Dans la République, Platon met en scène un dialogue entre Socrate et Adimante dans lequel il décrit la genèse de la cité imaginée par Socrate. Dans cette cité naissante, les besoins sont nombreux et les hommes doivent s'associer et se spécialiser pour y subvenir, chacun suivant ses compétences propres.

 Nous tous sommes justement tombés d'accord, lorsque nous avons façonné la cité ; nous avons en effet pratiquement reconnu, si tu t'en souviens, qu'il est impossible qu'un seul accomplisse correctement tous les métiers.

 - Tu as raison, dit‑il.

 - Eh bien, repris-je, le combat relié à la guerre ne te semble-t-il pas relever d'un art1 particulier ?

 - Si, bien sûr.

 - Faut‑il donc accorder en quelque sorte plus d'importance à l'art du cordonnier qu'à l'art de la guerre ?

 - Pas du tout.

 - Mais justement, nous avons interdit au cordonnier d'entreprendre en même temps le métier de laboureur, de tisserand, de maçon ; qu'il s'en tienne au métier de cordonnier, afin que le produit de la cordonnerie soit de qualité ; et à chacun des autres artisans, nous avons de la même manière confié un seul métier, celui pour lequel il est naturellement doué et auquel il veut se consacrer durant toute sa vie, à l'exclusion de tous les autres, en profitant de toutes les occasions favorables pour parfaire son métier.
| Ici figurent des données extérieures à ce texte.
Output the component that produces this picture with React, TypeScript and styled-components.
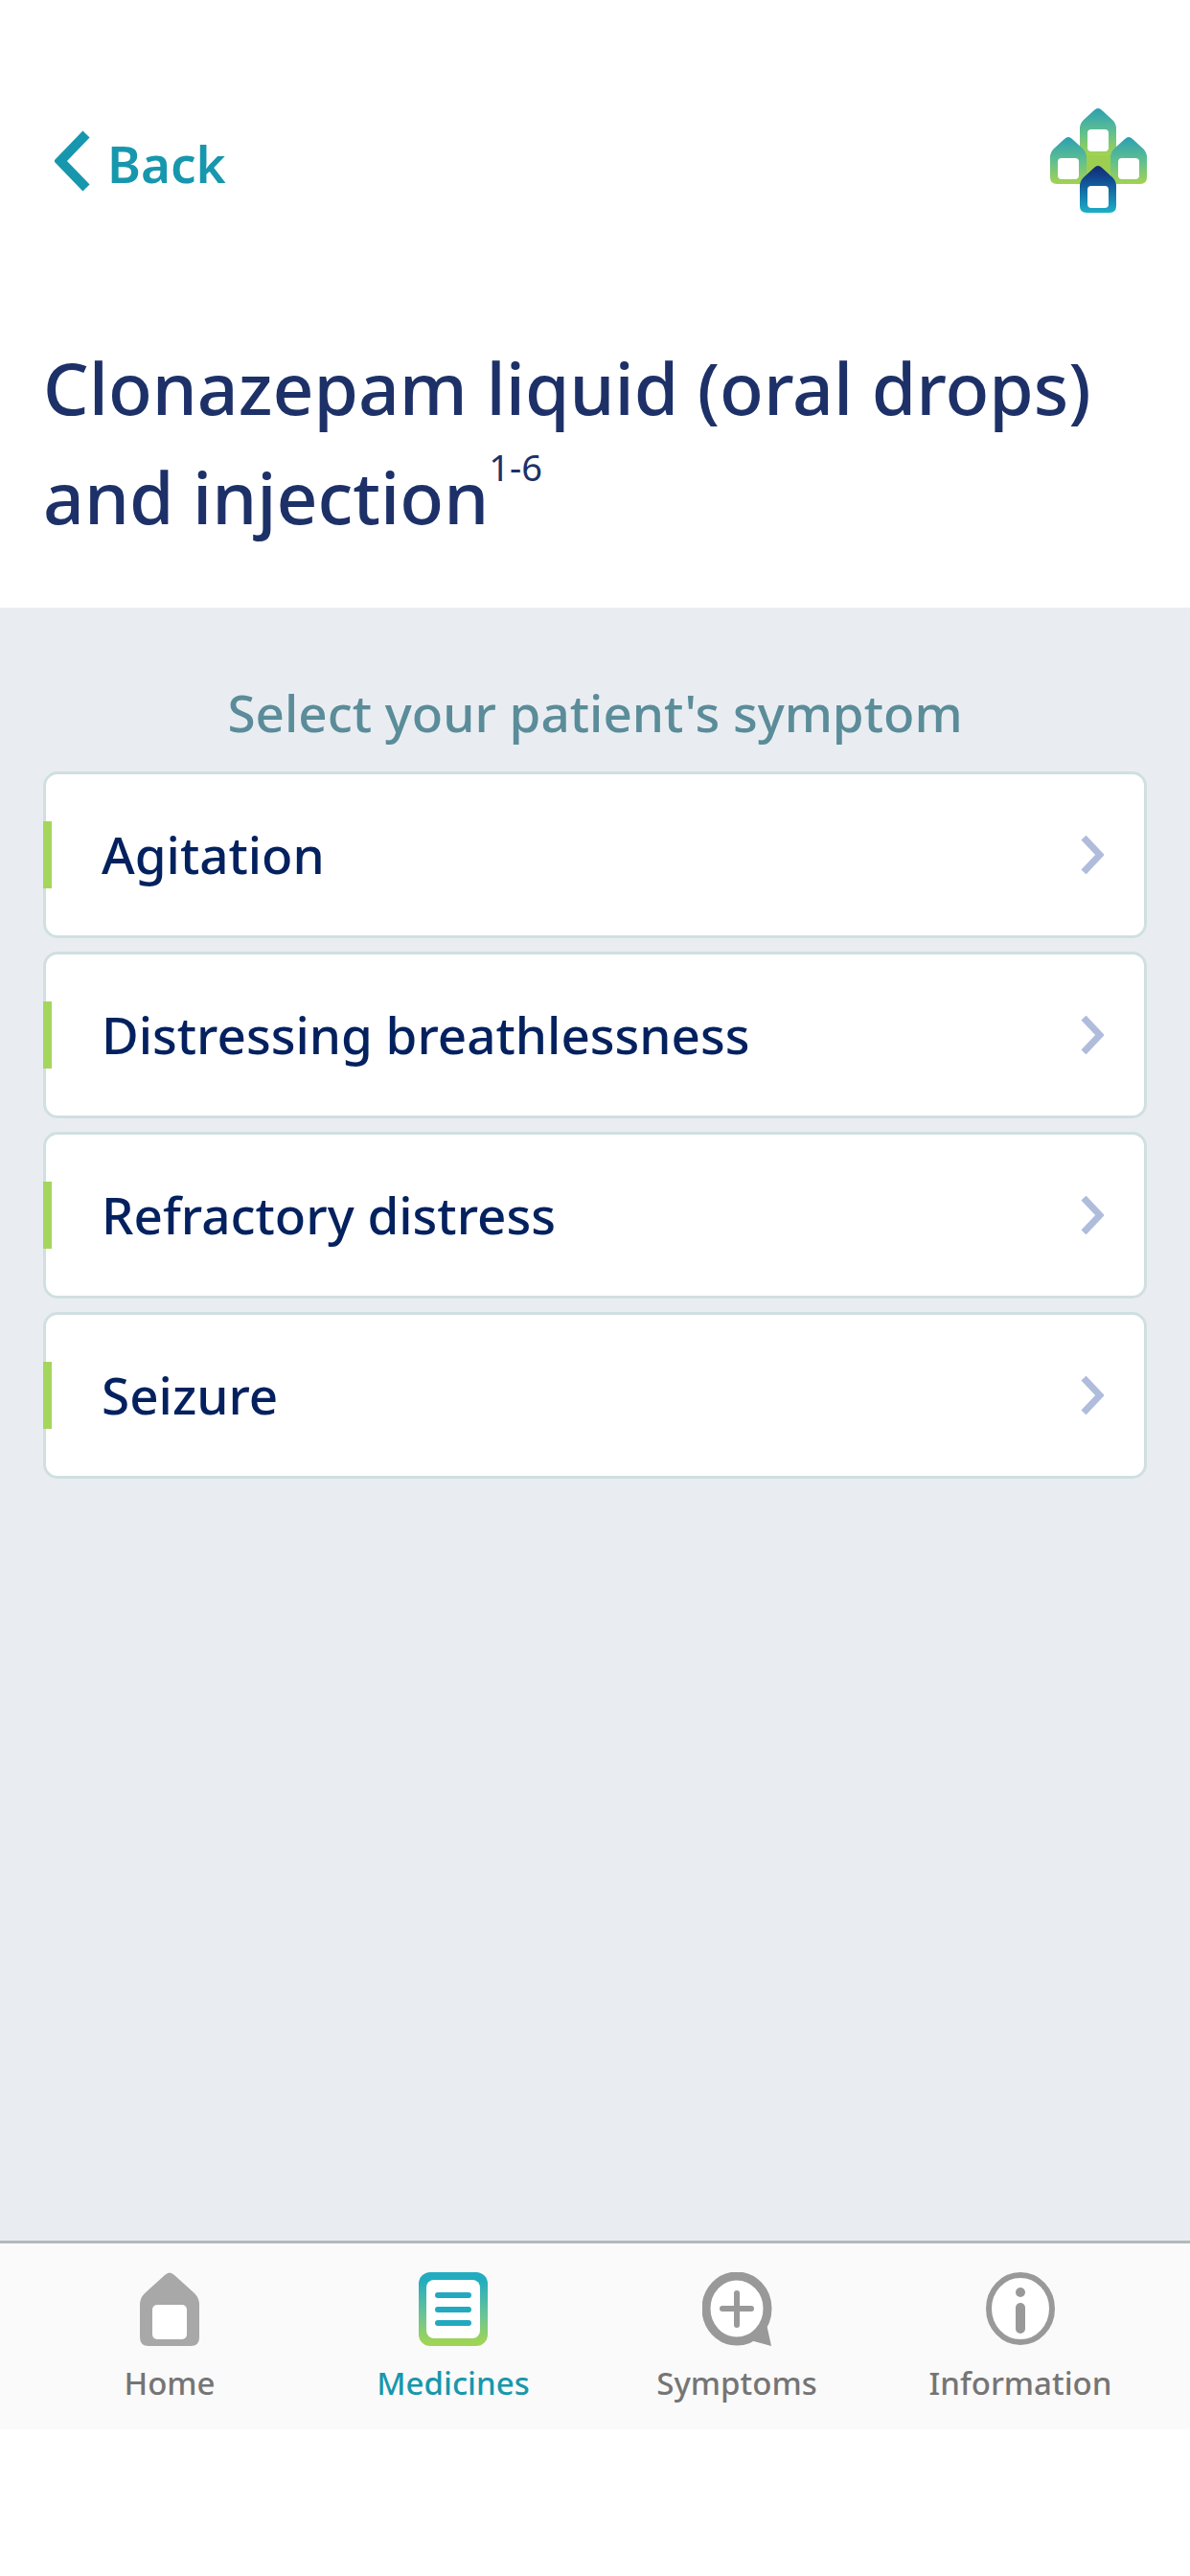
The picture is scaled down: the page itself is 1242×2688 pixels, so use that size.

Pour en revenir aux métiers de la guerre, n'est‑il pas de la plus haute importance qu'ils soient bien exercés ? Ou alors ces métiers sont‑ils si faciles que n'importe qui parmi les agriculteurs, les cordonniers ou tout autre expert exerçant un métier puisse devenir en même temps un homme de guerre ? Même un joueur de trictrac ou d'osselets ne peut devenir expert, à moins de s'y être consacré depuis l'enfance et non pas en s'y adonnant à temps perdu. Suffit‑il de prendre un bouclier ou tout autre équipement dans l'arsenal des armes de guerre pour devenir le jour même un hoplite2 ou un expert combattant dans quelque autre art militaire en préparation de la guerre, alors que le seul fait de se munir des autres instruments ne fera de personne un artisan ou un athlète, et l'instrument ne sera d'aucune utilité à celui qui ne possède pas le savoir de chaque art, et qui ne s'est pas formé par un entraînement adéquat ?

 - Car autrement, dit‑il, les instruments posséderaient une valeur considérable.
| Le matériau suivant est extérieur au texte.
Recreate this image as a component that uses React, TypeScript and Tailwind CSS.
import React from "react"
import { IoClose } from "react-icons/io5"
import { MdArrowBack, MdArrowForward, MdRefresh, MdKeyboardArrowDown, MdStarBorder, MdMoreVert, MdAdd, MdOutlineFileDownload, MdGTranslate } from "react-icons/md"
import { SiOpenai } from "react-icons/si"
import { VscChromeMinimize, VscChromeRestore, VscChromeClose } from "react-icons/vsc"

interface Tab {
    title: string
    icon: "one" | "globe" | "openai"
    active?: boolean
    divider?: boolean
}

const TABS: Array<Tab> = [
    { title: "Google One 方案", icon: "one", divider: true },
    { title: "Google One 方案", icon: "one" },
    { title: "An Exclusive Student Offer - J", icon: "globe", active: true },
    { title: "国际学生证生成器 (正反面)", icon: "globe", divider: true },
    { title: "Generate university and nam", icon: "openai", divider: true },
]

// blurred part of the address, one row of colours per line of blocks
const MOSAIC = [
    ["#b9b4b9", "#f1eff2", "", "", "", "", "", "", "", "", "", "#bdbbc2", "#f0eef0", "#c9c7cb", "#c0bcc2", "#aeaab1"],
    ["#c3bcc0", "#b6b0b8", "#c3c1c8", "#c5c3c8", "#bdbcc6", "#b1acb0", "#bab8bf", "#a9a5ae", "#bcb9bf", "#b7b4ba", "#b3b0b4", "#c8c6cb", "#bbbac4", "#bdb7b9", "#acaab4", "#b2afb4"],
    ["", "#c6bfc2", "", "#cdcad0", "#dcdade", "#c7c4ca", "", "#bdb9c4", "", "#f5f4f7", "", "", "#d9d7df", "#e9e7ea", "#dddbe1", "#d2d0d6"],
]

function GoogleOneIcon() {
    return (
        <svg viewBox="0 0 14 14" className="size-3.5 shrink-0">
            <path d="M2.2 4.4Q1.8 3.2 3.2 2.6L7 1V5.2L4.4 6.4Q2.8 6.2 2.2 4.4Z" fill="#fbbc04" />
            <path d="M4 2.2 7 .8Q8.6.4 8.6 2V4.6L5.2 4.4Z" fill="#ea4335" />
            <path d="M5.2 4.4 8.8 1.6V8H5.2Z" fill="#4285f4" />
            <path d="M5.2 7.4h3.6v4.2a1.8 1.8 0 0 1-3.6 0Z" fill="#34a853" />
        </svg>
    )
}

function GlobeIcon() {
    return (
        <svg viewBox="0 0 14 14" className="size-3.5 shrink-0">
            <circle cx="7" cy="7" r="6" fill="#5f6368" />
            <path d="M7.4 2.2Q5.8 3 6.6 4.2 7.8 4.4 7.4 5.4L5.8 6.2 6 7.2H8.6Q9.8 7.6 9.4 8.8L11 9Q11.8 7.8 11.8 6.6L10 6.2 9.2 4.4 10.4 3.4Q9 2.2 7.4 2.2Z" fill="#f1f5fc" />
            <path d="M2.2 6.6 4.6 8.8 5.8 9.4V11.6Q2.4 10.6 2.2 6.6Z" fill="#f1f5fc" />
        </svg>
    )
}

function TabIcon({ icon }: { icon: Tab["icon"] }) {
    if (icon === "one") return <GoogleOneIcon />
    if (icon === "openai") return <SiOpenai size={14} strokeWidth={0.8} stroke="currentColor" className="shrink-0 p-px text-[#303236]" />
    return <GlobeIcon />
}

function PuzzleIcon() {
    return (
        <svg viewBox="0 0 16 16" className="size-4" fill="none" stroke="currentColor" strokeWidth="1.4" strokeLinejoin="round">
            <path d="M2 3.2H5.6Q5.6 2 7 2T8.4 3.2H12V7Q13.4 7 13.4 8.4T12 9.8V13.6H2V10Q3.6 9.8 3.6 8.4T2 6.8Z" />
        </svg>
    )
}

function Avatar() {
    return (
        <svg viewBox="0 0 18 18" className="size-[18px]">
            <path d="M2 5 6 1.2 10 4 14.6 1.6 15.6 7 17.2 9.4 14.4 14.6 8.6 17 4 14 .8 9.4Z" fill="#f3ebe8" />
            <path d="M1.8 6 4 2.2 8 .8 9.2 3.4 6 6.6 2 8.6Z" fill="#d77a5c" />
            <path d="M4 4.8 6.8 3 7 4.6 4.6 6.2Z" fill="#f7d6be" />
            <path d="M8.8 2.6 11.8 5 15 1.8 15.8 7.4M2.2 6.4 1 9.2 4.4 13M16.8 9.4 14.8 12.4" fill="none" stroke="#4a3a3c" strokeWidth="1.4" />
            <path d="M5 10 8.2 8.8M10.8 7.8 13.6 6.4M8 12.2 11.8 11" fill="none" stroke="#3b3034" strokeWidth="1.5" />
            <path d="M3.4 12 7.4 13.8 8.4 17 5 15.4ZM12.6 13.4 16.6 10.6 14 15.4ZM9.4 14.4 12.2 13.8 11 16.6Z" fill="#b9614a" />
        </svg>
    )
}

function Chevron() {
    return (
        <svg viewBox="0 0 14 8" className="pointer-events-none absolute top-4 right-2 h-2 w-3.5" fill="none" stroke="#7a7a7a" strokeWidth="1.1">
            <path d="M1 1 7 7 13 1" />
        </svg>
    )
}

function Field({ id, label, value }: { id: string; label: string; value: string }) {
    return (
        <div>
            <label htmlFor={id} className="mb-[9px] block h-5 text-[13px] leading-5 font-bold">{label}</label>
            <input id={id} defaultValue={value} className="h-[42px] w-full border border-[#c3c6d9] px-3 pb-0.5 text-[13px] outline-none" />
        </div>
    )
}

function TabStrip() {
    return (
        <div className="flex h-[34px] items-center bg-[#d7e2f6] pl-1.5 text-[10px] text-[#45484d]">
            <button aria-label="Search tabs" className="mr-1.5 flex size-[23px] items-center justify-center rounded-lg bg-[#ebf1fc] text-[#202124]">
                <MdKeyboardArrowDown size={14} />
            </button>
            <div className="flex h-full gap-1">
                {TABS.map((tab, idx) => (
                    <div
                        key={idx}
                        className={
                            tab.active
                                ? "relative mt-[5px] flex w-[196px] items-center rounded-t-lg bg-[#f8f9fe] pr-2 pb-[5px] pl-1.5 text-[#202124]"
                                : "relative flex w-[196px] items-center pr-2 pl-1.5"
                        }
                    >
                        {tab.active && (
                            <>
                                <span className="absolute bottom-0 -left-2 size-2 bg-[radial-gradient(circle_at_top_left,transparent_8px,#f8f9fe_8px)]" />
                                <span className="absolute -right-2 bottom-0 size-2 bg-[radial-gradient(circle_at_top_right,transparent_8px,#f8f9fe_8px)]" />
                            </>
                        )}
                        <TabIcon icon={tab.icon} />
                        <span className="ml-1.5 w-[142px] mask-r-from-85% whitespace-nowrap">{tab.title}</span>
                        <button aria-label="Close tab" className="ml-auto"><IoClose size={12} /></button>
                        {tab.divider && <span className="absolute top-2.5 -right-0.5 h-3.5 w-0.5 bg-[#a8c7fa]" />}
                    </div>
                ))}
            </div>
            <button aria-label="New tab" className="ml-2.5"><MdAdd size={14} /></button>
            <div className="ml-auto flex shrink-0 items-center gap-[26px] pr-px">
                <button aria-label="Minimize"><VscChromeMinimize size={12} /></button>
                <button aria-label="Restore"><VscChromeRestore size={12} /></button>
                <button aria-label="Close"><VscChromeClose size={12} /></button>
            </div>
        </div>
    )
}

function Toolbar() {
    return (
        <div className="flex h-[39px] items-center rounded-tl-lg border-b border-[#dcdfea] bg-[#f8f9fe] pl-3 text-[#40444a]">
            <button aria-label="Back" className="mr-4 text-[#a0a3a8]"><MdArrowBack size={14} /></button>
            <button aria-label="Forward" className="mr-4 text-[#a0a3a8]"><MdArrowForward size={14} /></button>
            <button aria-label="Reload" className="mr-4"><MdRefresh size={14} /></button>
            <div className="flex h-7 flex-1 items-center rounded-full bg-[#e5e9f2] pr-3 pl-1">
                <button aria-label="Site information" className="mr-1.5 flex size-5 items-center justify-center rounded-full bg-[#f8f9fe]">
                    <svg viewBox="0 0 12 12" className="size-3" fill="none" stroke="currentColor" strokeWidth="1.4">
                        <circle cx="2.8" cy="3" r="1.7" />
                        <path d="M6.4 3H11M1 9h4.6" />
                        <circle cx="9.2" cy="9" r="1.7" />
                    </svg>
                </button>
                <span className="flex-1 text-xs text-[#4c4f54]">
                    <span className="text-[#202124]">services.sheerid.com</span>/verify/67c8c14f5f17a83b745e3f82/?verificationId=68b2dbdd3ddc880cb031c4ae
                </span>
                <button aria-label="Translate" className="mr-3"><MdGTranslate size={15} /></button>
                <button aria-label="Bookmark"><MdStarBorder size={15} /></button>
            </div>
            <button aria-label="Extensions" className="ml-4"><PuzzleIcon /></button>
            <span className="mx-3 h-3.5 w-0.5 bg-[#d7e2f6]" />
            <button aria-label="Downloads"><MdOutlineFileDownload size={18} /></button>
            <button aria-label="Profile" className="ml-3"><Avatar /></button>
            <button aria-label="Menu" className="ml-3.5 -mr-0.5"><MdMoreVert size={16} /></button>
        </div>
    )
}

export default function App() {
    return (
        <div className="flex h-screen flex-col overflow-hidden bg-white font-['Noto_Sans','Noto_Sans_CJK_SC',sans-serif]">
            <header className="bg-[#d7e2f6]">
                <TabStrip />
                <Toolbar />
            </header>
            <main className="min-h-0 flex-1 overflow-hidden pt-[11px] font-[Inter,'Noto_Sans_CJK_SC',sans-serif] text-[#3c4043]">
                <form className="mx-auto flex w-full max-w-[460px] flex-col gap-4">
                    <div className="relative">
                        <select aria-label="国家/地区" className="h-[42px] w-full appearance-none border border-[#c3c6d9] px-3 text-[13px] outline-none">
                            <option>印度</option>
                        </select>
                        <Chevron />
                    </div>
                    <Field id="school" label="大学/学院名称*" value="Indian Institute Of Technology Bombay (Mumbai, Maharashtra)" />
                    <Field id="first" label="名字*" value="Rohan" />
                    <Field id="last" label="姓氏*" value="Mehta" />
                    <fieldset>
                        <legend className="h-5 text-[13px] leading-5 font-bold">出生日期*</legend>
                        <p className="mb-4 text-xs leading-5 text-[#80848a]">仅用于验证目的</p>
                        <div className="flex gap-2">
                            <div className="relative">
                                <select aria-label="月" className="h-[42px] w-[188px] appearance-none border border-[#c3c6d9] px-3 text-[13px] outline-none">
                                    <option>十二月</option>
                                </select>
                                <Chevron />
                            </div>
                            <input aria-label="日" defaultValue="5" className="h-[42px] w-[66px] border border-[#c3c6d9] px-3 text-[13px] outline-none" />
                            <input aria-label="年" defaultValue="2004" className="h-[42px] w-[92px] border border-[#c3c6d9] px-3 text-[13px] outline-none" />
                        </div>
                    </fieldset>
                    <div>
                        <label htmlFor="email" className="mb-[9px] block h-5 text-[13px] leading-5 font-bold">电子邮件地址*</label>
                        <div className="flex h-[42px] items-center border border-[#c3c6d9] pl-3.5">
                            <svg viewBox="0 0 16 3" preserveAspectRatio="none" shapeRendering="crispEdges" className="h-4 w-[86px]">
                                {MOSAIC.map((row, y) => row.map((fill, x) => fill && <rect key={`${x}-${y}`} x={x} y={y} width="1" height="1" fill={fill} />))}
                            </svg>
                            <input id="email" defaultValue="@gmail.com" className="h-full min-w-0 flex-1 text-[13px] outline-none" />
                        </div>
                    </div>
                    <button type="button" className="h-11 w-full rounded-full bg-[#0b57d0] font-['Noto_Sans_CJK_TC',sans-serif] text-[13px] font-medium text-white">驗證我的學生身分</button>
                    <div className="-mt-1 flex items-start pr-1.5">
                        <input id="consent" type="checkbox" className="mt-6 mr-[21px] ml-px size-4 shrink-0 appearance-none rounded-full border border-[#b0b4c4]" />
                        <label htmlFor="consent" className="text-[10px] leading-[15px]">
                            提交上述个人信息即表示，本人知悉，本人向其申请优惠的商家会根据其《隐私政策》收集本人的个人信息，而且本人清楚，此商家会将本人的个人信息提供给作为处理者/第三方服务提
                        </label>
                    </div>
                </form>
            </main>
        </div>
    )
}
 - Ainsi, repris‑je, plus la fonction des gardiens est importante, plus le temps qu'on y consacre doit excéder celui qu'on consacre aux autres fonctions, et plus elle requiert une expertise et un soin de la plus grande importance.

 - C'est ce que je pense, dit‑il.

 - Ne faut‑il pas aussi pour cette occupation des dispositions naturelles ?

 - Si, bien sûr.
Platon
République, IVe s. av. J.-C., trad. G. Leroux, © Flammarion, 2002.

Notes de bas de page

1. Le terme « art » vient du latin ars et ne doit pas être réduit aux seuls Beaux‑Arts. Ici, l'art doit être pris au sens de « technique ».
2.
Un hoplite est un soldat de la Grèce Antique, fortement armé.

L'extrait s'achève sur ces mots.